### STATED GOAL
Look for the word "screenshot" in the entries below, then copy every line that has it.

-- EXTRACTED INFORMATION start --

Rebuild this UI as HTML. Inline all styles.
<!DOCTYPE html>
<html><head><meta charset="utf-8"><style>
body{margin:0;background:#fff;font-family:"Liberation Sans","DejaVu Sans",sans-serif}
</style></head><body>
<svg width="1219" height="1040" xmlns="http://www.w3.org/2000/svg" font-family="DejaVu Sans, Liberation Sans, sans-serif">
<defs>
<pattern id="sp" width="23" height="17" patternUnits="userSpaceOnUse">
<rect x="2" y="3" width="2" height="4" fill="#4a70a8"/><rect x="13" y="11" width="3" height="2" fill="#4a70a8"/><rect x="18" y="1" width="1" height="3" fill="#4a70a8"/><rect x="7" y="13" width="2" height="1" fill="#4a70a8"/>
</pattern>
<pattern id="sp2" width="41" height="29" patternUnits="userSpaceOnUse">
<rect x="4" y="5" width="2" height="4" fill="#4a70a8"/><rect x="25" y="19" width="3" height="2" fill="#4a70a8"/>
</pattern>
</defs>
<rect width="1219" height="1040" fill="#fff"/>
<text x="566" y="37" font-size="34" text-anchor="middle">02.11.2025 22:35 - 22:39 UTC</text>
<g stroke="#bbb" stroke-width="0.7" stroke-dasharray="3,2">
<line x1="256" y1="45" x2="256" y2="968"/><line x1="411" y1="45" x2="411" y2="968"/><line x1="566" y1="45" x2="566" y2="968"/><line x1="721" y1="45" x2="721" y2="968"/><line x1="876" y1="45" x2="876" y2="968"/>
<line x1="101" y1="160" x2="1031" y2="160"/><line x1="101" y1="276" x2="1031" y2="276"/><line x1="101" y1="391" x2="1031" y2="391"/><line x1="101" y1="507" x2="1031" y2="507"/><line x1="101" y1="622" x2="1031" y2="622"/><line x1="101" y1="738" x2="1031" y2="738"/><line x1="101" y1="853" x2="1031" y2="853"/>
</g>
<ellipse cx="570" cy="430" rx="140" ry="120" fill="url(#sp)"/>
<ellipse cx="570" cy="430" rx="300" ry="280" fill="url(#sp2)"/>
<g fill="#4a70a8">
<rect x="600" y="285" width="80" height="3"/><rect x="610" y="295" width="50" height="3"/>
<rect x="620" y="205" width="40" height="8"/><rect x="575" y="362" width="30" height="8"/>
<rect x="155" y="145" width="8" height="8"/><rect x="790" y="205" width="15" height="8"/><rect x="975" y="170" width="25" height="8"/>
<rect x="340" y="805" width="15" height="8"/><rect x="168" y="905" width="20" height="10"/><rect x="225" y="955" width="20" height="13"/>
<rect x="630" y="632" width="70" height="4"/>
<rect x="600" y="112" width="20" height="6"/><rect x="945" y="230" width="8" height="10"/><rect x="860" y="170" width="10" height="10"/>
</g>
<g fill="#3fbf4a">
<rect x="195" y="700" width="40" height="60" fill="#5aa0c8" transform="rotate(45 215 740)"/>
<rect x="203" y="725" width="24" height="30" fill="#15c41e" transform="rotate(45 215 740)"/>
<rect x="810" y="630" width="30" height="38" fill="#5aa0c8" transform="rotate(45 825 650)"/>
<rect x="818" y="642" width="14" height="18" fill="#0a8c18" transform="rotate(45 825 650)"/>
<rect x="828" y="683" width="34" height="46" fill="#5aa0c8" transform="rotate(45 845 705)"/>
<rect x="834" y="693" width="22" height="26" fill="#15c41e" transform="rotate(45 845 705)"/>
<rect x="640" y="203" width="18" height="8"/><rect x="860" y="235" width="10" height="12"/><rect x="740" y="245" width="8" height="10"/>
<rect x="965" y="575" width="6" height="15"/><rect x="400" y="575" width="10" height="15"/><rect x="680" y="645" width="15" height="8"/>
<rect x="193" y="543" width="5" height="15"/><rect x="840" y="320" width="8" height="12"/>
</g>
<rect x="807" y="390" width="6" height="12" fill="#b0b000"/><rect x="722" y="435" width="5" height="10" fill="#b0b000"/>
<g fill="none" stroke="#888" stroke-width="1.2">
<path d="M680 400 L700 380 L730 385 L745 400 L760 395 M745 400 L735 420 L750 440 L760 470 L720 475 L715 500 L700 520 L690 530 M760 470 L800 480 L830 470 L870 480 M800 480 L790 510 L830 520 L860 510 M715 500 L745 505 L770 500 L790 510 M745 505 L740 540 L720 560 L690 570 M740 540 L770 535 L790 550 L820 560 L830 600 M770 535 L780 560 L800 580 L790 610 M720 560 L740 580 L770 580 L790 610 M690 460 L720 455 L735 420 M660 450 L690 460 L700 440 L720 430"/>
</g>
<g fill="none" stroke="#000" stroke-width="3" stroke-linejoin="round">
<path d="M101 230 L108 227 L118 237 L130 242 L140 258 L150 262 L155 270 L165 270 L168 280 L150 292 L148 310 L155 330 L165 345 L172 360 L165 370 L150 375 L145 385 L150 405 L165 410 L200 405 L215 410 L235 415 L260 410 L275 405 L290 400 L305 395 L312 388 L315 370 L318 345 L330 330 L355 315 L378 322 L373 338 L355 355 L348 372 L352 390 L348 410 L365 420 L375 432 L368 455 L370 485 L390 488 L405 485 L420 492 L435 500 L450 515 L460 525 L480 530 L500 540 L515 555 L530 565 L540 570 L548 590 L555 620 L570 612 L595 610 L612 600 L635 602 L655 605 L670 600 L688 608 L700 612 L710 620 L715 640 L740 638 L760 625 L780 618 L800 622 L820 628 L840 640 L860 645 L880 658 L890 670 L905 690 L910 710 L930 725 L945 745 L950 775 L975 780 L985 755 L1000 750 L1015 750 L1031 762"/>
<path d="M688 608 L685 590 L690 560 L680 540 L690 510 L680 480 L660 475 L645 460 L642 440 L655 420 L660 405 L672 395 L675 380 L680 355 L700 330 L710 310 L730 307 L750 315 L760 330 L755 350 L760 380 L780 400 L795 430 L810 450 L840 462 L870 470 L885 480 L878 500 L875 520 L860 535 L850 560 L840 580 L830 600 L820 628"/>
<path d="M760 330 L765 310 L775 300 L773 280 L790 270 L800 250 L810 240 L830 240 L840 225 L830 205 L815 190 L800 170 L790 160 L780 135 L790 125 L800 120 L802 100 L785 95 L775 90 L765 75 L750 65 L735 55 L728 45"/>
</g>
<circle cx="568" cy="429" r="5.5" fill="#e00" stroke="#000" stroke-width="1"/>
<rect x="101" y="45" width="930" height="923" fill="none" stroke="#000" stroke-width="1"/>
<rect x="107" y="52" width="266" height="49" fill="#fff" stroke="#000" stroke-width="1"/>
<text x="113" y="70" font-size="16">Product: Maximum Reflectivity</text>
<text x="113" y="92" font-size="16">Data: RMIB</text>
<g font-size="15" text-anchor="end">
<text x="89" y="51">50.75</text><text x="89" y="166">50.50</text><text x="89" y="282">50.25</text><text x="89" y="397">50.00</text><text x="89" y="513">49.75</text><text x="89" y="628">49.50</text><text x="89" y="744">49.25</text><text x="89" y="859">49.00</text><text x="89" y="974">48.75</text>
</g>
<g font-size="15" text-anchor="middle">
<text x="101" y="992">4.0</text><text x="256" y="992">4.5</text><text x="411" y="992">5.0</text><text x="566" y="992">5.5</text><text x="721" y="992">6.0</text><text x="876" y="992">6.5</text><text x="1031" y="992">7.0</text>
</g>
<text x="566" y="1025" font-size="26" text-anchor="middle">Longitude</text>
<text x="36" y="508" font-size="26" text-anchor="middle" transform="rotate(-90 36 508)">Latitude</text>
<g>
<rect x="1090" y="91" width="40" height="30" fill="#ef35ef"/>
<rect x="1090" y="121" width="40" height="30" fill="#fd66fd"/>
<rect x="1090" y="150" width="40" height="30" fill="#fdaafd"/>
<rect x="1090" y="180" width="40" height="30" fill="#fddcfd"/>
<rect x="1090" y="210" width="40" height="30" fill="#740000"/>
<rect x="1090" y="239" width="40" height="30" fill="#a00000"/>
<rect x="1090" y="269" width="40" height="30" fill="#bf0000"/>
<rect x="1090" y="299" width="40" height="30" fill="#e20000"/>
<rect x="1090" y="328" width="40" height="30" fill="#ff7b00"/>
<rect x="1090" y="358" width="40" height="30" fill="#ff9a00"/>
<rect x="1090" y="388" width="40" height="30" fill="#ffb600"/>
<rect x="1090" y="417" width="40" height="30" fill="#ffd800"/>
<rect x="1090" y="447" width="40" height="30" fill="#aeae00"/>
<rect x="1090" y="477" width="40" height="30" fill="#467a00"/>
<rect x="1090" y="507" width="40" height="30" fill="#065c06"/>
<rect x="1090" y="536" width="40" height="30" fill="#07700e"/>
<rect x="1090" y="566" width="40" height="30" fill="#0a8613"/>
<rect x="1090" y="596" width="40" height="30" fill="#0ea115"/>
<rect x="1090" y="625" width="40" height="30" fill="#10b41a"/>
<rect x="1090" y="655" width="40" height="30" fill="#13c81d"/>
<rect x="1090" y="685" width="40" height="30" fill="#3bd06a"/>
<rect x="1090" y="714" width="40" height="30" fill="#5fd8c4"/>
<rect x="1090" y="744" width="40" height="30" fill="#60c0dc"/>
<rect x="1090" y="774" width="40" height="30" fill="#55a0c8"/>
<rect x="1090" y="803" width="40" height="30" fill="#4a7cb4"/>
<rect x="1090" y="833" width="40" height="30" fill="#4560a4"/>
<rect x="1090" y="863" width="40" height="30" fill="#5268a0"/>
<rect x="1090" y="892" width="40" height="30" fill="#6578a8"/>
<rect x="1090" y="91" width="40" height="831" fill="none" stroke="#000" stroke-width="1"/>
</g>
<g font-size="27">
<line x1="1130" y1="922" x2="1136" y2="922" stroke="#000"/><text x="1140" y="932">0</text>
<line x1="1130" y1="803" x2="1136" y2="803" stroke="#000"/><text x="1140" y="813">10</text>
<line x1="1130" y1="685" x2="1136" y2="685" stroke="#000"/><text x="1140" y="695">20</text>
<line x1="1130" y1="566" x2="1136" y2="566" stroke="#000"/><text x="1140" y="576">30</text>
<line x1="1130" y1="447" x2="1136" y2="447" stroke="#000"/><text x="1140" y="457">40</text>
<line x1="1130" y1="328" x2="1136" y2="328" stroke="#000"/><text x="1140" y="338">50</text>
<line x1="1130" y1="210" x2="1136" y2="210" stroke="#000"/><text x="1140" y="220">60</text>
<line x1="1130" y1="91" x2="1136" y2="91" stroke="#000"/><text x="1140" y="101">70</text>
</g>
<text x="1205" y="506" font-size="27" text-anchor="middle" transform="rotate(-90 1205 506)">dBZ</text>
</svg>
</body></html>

-- EXTRACTED INFORMATION end --
-- EXTRACTED INFORMATION start --

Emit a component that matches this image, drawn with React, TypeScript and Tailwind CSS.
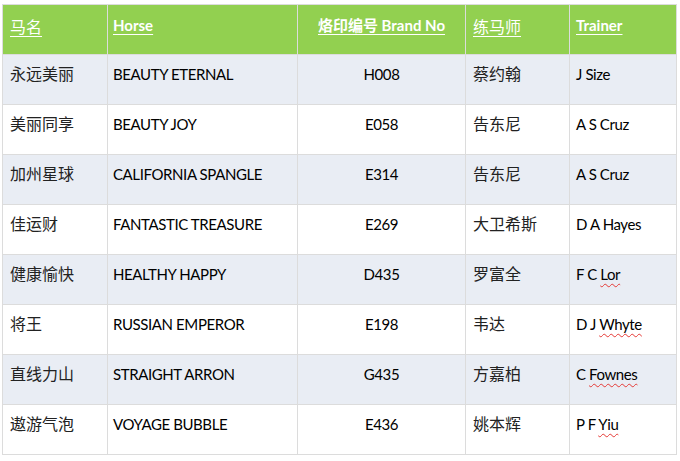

-- EXTRACTED INFORMATION end --
-- EXTRACTED INFORMATION start --

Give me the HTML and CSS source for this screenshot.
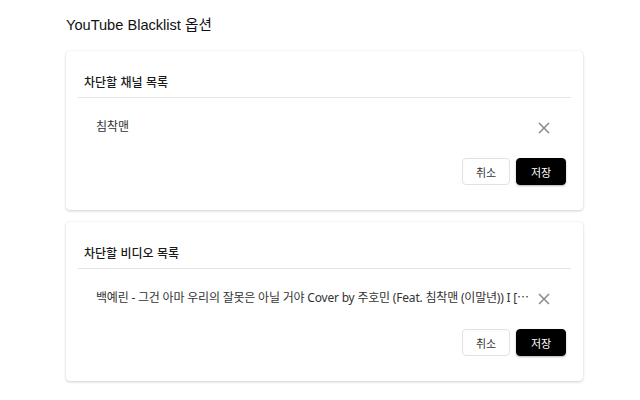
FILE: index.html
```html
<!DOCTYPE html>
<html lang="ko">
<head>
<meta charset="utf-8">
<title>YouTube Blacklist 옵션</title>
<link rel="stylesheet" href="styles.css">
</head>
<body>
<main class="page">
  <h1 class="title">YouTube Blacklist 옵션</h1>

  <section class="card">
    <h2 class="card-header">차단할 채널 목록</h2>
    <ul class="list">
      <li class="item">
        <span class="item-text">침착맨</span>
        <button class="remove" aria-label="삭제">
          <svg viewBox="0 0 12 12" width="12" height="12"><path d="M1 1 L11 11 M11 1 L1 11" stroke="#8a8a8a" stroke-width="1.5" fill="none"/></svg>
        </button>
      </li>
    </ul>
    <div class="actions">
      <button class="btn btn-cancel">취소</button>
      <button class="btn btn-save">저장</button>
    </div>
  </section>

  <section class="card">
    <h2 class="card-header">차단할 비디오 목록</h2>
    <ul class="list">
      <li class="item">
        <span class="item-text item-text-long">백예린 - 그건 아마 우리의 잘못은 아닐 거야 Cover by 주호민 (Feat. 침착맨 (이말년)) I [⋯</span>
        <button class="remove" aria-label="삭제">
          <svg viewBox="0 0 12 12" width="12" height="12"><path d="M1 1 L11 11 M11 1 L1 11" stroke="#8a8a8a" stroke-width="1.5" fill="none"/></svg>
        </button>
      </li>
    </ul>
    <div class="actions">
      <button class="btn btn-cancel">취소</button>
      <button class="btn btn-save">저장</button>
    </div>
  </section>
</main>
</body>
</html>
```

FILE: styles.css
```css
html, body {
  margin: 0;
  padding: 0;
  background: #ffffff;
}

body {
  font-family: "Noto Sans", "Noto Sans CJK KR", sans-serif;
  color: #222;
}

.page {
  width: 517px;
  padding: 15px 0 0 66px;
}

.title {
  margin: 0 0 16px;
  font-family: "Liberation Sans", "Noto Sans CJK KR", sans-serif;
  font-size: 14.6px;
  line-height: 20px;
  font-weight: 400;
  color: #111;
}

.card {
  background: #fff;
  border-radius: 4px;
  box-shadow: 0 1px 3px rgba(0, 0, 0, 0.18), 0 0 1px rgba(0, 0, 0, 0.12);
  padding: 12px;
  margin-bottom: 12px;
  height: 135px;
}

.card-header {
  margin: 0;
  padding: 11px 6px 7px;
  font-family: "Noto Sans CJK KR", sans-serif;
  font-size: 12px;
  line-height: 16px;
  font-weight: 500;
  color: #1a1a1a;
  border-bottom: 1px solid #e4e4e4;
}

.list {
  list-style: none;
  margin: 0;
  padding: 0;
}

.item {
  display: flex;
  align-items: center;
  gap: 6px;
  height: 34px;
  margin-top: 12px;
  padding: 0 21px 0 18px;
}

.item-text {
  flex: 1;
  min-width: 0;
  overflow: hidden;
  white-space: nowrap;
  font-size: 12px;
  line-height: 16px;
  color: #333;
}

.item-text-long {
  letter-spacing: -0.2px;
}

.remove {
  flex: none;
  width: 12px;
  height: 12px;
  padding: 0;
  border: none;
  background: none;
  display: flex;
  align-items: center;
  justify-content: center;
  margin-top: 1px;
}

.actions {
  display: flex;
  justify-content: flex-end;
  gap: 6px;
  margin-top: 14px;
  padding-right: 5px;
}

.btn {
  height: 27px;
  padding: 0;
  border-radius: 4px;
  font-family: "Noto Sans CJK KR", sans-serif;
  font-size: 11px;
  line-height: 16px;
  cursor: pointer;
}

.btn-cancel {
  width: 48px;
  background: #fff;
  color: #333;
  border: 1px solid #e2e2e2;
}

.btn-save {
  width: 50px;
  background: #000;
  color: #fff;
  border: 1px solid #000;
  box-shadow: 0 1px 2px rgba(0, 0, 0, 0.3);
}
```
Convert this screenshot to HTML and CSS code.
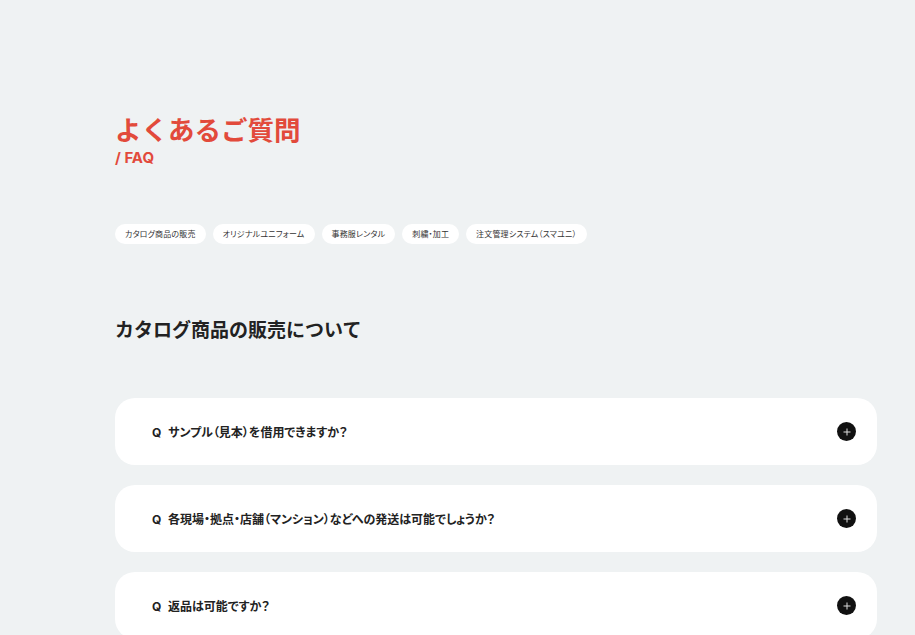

-- EXTRACTED INFORMATION end --

### TASK RESPONSE
Give me the HTML and CSS source for this screenshot.
Convert this screenshot to HTML and CSS code.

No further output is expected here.